:: DATA SHOWN ::

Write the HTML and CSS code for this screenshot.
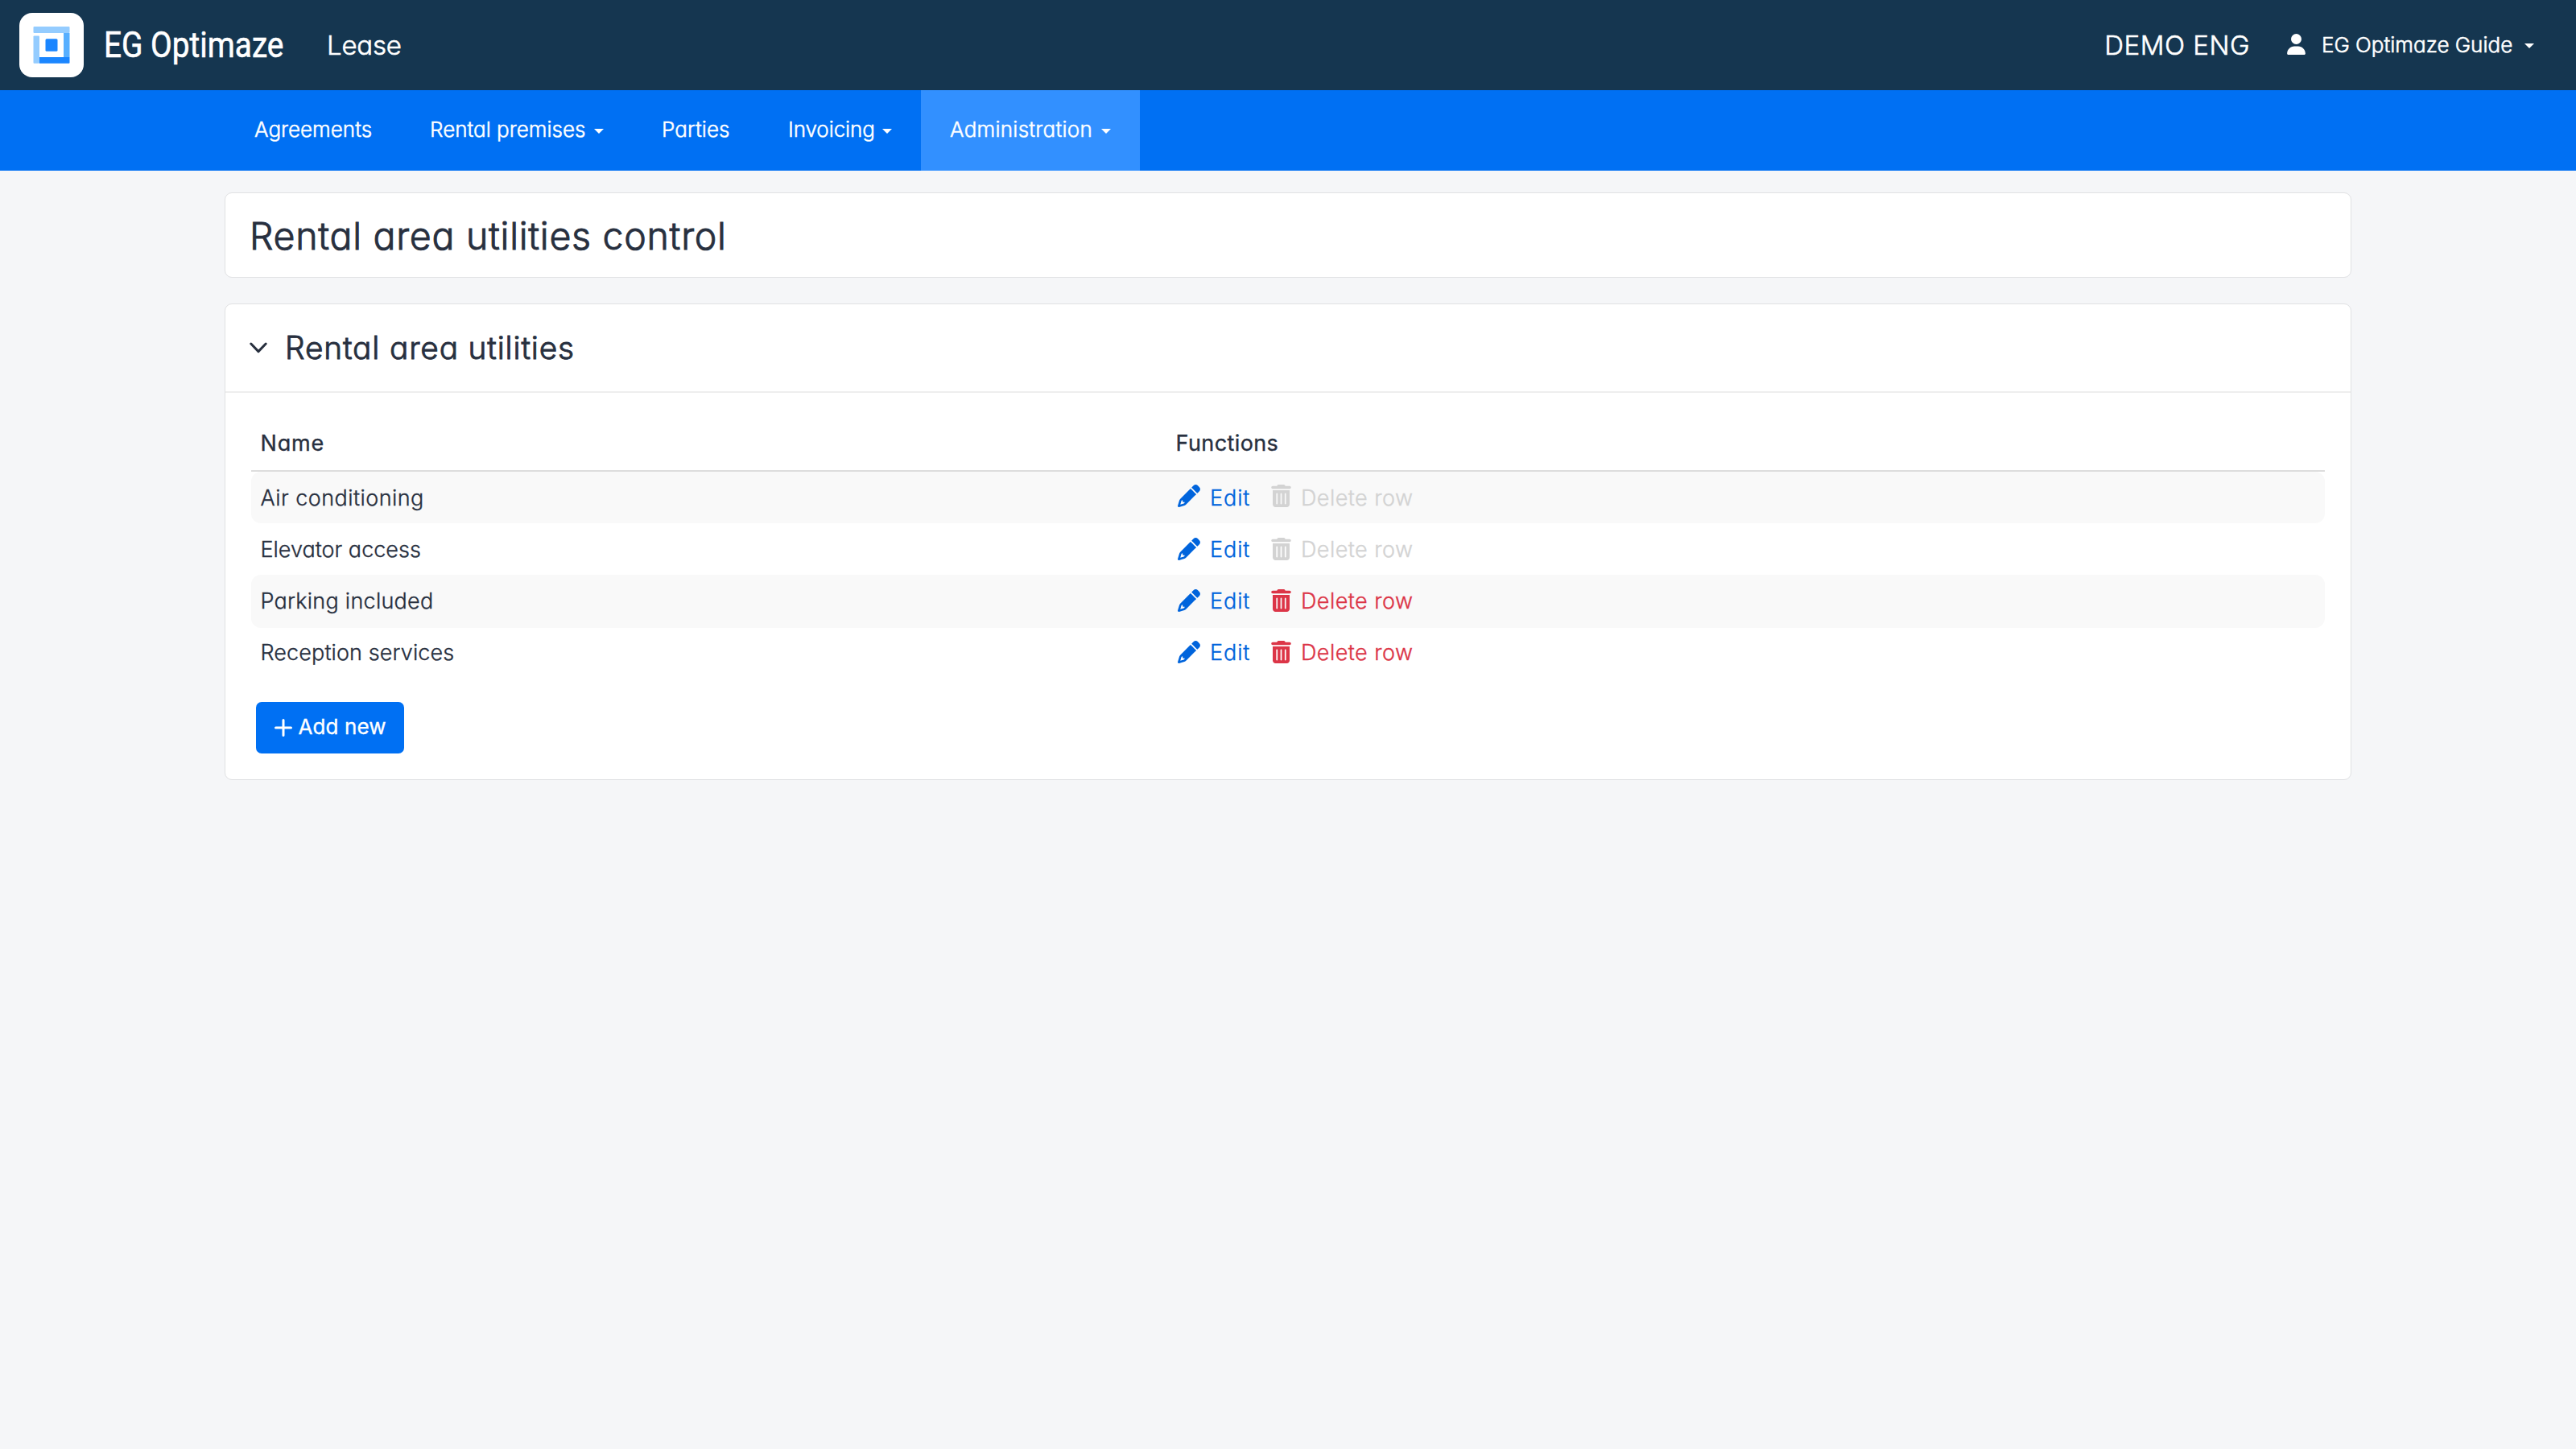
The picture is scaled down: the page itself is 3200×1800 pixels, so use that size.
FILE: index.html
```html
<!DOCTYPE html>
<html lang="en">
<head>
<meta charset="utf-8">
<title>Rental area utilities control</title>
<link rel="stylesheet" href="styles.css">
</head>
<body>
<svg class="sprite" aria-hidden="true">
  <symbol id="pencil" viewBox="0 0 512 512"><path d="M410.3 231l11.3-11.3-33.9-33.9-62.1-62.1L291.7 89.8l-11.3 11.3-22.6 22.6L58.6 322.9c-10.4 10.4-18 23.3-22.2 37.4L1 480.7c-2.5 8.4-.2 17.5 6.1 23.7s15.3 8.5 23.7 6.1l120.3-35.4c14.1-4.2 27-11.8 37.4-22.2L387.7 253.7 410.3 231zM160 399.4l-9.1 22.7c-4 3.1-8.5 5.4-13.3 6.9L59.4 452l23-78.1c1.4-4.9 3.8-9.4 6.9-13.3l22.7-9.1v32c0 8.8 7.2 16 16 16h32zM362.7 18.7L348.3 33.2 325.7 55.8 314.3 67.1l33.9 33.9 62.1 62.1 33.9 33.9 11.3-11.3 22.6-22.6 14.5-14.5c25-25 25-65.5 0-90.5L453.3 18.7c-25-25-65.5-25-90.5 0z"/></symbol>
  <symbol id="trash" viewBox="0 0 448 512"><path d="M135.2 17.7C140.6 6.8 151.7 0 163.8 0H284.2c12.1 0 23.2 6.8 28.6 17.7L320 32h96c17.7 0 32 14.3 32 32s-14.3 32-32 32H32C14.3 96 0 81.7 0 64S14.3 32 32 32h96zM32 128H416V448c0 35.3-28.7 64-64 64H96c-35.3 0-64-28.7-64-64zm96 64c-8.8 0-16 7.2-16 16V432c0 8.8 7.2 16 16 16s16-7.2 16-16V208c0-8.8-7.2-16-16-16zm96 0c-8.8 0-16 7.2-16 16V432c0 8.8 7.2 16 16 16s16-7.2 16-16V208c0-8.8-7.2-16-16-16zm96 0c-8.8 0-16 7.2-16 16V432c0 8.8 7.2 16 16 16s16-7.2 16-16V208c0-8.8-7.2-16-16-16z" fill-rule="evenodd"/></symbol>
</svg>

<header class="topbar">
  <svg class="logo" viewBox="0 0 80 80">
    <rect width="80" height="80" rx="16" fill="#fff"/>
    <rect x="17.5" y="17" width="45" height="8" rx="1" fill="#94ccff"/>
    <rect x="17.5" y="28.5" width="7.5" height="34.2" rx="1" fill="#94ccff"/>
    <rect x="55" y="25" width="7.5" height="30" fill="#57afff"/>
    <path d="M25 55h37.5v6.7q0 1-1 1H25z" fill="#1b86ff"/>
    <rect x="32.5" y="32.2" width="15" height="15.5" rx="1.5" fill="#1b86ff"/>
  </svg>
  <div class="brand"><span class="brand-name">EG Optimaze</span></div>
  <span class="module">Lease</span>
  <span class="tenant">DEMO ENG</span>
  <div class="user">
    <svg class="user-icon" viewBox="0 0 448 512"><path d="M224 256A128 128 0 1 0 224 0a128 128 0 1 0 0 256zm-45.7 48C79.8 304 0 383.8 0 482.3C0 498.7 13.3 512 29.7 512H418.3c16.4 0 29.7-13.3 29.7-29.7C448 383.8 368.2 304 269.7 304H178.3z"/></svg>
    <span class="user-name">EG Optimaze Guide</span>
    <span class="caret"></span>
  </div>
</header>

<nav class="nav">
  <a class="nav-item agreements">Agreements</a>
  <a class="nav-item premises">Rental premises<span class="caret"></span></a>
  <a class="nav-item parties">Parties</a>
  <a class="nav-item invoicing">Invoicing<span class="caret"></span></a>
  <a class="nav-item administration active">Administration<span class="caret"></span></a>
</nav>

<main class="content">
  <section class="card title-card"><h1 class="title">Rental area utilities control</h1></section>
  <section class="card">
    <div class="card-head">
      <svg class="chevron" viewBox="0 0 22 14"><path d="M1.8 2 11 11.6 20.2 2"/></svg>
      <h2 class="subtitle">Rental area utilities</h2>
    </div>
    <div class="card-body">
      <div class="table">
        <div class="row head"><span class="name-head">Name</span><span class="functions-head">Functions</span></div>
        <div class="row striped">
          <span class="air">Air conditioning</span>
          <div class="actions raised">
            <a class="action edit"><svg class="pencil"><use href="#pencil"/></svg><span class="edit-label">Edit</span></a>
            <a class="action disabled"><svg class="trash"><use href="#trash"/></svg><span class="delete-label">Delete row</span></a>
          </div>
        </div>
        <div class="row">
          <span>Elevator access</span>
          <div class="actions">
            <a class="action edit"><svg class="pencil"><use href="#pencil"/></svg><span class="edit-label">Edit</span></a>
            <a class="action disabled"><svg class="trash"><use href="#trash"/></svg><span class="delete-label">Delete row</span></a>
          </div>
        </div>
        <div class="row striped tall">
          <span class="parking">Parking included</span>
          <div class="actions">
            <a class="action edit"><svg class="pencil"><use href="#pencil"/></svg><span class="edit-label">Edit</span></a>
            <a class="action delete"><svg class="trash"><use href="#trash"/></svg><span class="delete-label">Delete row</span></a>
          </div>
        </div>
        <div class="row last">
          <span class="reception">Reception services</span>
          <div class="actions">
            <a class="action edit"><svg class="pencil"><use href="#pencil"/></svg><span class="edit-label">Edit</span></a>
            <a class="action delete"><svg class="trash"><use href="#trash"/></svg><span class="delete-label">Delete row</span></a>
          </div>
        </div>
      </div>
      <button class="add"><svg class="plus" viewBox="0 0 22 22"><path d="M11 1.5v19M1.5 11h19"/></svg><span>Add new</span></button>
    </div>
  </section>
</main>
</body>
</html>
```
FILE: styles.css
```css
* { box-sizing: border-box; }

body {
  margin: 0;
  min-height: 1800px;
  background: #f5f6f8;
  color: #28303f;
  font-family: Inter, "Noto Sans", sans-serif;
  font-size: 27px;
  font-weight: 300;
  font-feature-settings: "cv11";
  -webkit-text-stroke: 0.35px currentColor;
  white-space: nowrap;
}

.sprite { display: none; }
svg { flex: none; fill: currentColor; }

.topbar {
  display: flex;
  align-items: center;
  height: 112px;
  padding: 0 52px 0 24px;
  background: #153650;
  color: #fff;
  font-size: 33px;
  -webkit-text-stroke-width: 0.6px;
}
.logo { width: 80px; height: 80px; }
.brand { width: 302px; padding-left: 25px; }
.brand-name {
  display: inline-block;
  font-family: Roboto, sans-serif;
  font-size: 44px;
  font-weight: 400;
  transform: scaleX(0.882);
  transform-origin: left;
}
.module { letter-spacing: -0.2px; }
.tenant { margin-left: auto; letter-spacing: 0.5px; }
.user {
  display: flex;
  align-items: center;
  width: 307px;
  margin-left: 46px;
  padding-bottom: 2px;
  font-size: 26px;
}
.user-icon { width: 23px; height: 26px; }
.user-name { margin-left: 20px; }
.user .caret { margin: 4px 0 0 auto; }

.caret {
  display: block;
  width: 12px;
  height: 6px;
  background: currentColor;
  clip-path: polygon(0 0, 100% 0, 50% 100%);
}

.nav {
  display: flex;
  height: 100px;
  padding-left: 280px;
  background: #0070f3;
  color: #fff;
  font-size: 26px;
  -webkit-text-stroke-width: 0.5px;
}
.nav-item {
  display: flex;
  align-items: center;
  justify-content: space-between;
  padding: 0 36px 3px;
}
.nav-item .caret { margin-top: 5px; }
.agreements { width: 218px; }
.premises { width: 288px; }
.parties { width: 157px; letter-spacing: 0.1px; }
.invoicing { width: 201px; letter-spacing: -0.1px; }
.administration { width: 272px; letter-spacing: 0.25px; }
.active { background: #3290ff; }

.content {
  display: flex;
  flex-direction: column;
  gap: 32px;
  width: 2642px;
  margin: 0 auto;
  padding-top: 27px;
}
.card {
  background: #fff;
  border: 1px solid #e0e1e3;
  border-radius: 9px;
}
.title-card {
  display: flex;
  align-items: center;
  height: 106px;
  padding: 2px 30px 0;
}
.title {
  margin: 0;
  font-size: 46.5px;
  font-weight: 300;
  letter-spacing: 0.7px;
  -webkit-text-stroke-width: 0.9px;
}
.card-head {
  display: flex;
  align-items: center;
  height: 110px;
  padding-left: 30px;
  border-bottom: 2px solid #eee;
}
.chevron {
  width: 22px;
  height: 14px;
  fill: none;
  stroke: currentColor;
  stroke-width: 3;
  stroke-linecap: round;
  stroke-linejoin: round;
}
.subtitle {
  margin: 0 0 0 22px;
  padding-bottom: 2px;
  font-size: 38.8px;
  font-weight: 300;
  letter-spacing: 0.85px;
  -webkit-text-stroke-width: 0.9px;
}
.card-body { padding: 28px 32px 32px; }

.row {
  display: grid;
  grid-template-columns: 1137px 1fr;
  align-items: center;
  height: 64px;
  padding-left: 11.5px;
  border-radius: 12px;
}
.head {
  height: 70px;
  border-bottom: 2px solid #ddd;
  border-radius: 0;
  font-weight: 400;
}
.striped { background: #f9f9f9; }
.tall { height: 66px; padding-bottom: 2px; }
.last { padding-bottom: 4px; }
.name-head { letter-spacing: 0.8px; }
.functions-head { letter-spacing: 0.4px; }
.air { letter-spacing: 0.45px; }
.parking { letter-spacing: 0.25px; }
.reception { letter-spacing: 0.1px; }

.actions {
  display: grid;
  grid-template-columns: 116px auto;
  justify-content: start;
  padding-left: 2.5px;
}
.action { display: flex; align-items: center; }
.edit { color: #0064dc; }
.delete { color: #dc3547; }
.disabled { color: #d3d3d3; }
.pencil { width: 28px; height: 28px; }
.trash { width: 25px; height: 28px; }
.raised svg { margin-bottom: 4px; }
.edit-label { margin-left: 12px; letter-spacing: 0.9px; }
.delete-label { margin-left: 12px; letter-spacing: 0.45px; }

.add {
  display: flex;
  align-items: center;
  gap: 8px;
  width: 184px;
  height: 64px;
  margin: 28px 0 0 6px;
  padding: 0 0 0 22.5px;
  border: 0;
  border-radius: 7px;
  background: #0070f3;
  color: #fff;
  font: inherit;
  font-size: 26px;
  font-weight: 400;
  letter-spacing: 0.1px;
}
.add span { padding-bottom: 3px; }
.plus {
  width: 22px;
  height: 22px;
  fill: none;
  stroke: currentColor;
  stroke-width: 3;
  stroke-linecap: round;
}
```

:::

Scan the lines for the string "size". Pick out every line that has it.

The picture is scaled down: the page itself is 3200×1800 pixels, so use that size.
  font-size: 27px;
  font-size: 33px;
  font-size: 44px;
  font-size: 26px;
  font-size: 26px;
  font-size: 46.5px;
  font-size: 38.8px;
  font-size: 26px;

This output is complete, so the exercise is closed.